Precisely because the metagame has that relative independency from the core loop, it looks like we some times bring them to the direction of customization or cosmetics, offering the player systems with their own complexity and appeal.

If the player has these systems that are heavy on visual mechanics, that are self-explanatory and intuitive, and that have enough options and depth by themselves earlier on, the player might find it more pleasant to spend time in there than trying to understand the other parts of the game, where they don’t know what to do yet.

I would try to keep metagames short and sweet. Try to figure out what’s their real function in the game, and get rid of functionality that might make the thing itself nicer and more polished, but the whole game risk the balance you planned earlier on.

Playtest

Every time I watch someone go through a funnel, or playing their first sessions in a game, I learn a lot. Because that’s where you spot the potential points of friction.

I think it’s important to sanity check core loops. Just because the player keeps on playing the game by brute forcing her way, it doesn’t mean they’re not struggling with some things, or that there isn’t an underlying problem that’s slowly becoming bigger until it will fall of its own weight.

Watch people play and focus on their natural reactions to the new stuff that pops up; ask them to narrate the logic they find behind what’s going on in front of their eyes; ask them if there was something they would have expected working differently.

Finally, check that the assumptions you worked with, especially in terms of time invested, and attention required, are double checked by the way the player actually engages.

Conclusion

An understandable core loop means a happy player!

Many features, content and functionality in a game are built on top of the core loop. If the player understands it early, then you have material from which you can try to motivate routines and have a solid basis to maintain the rest of the experience.
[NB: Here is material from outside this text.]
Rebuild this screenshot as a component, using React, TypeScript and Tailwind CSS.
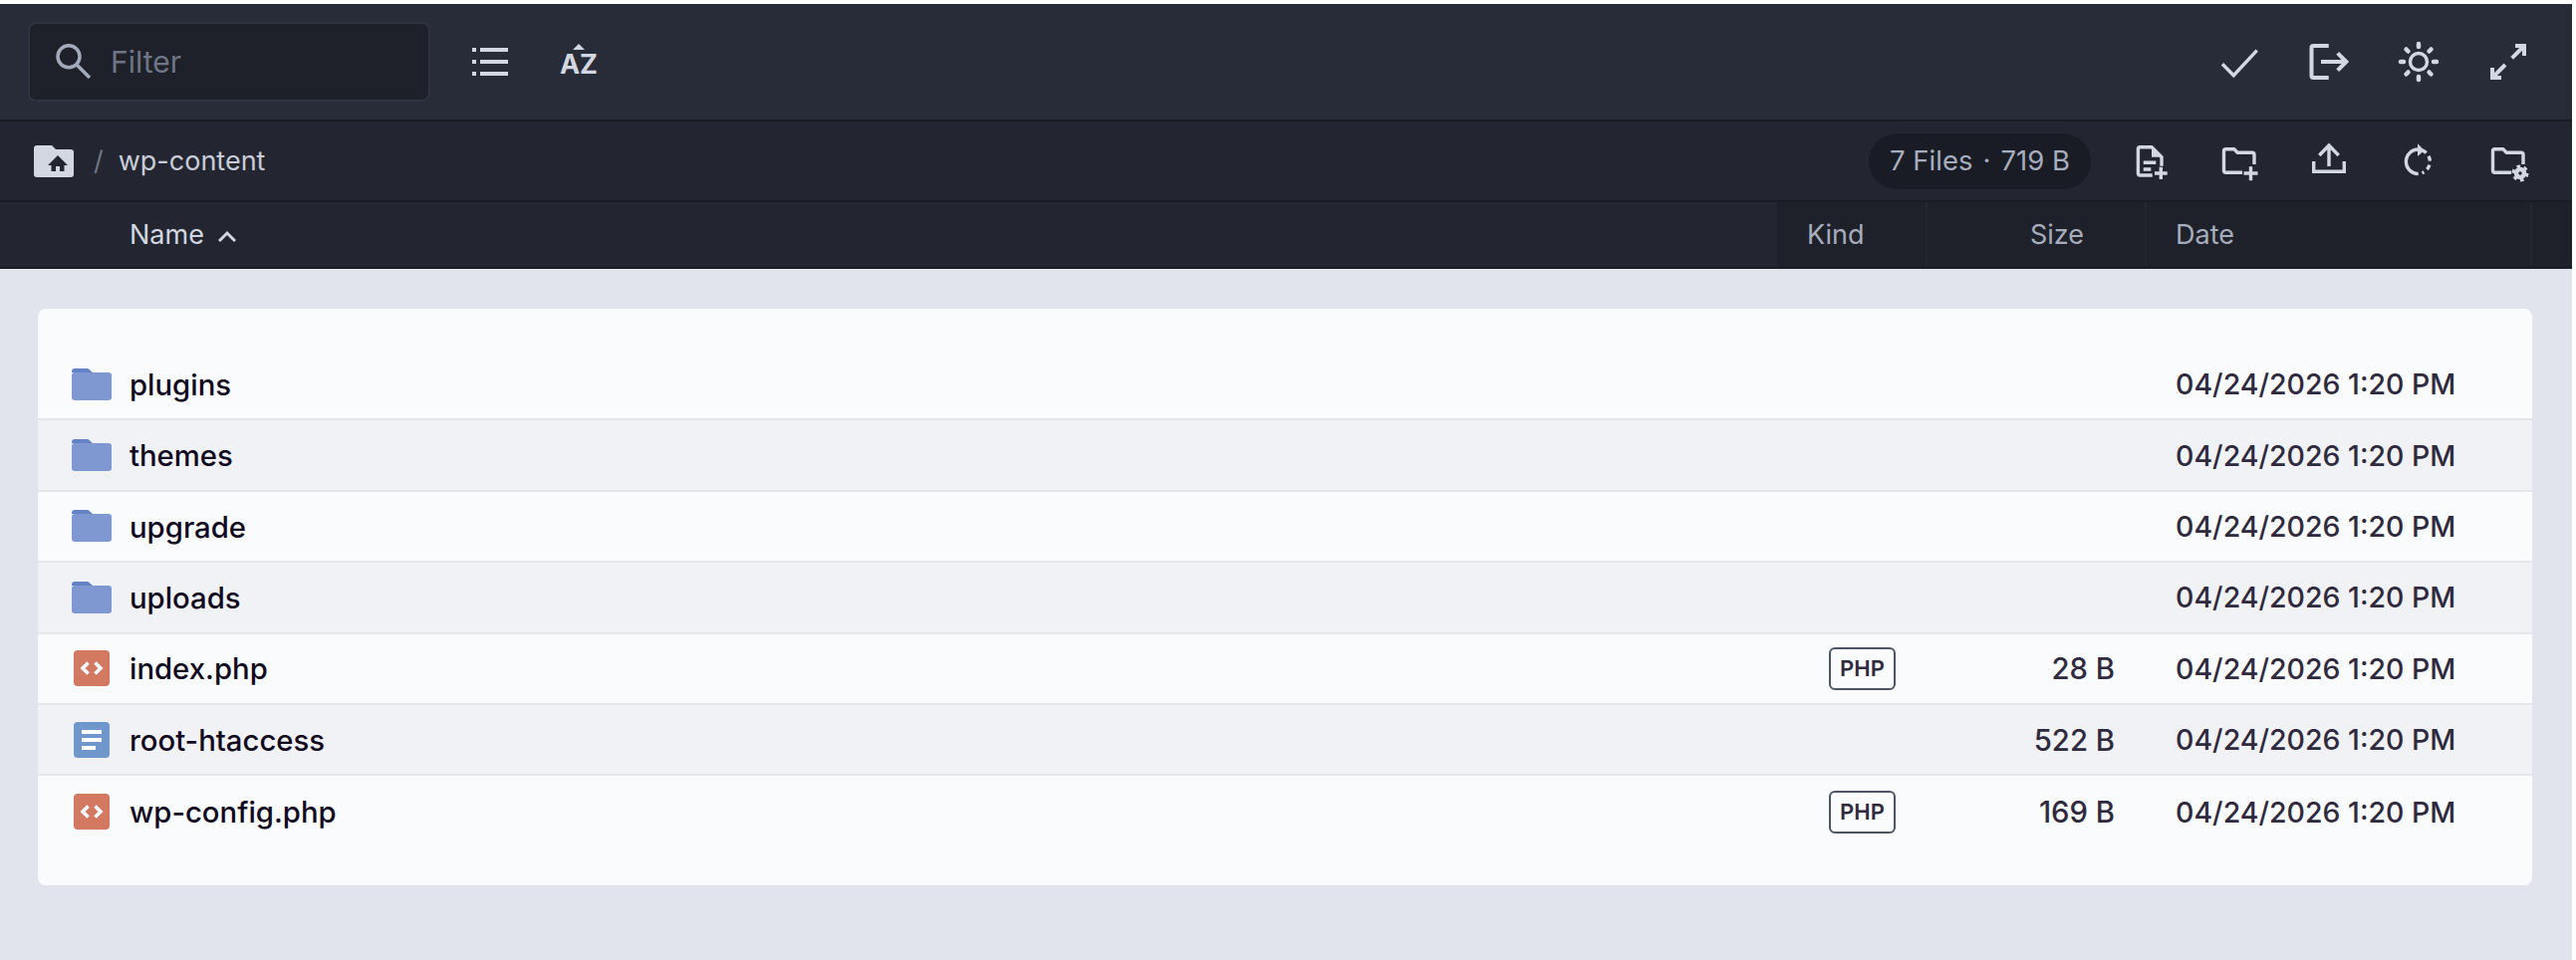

Think about the game as a country, and the core loop as the grammar of its language. If the visitor understands that, she can move around comfortably and enjoy the variety of things she comes across with in that place.

However, if she didn’t learn the grammar (for example, because they didn’t teach her properly), but she’s for some reason highly motivated, she can still brute force and workaround her way into places, but even the most simple action, as buying bread at the bakery, will be painful. So unless she doesn’t find a way, she’ll eventually leave to visit a different place.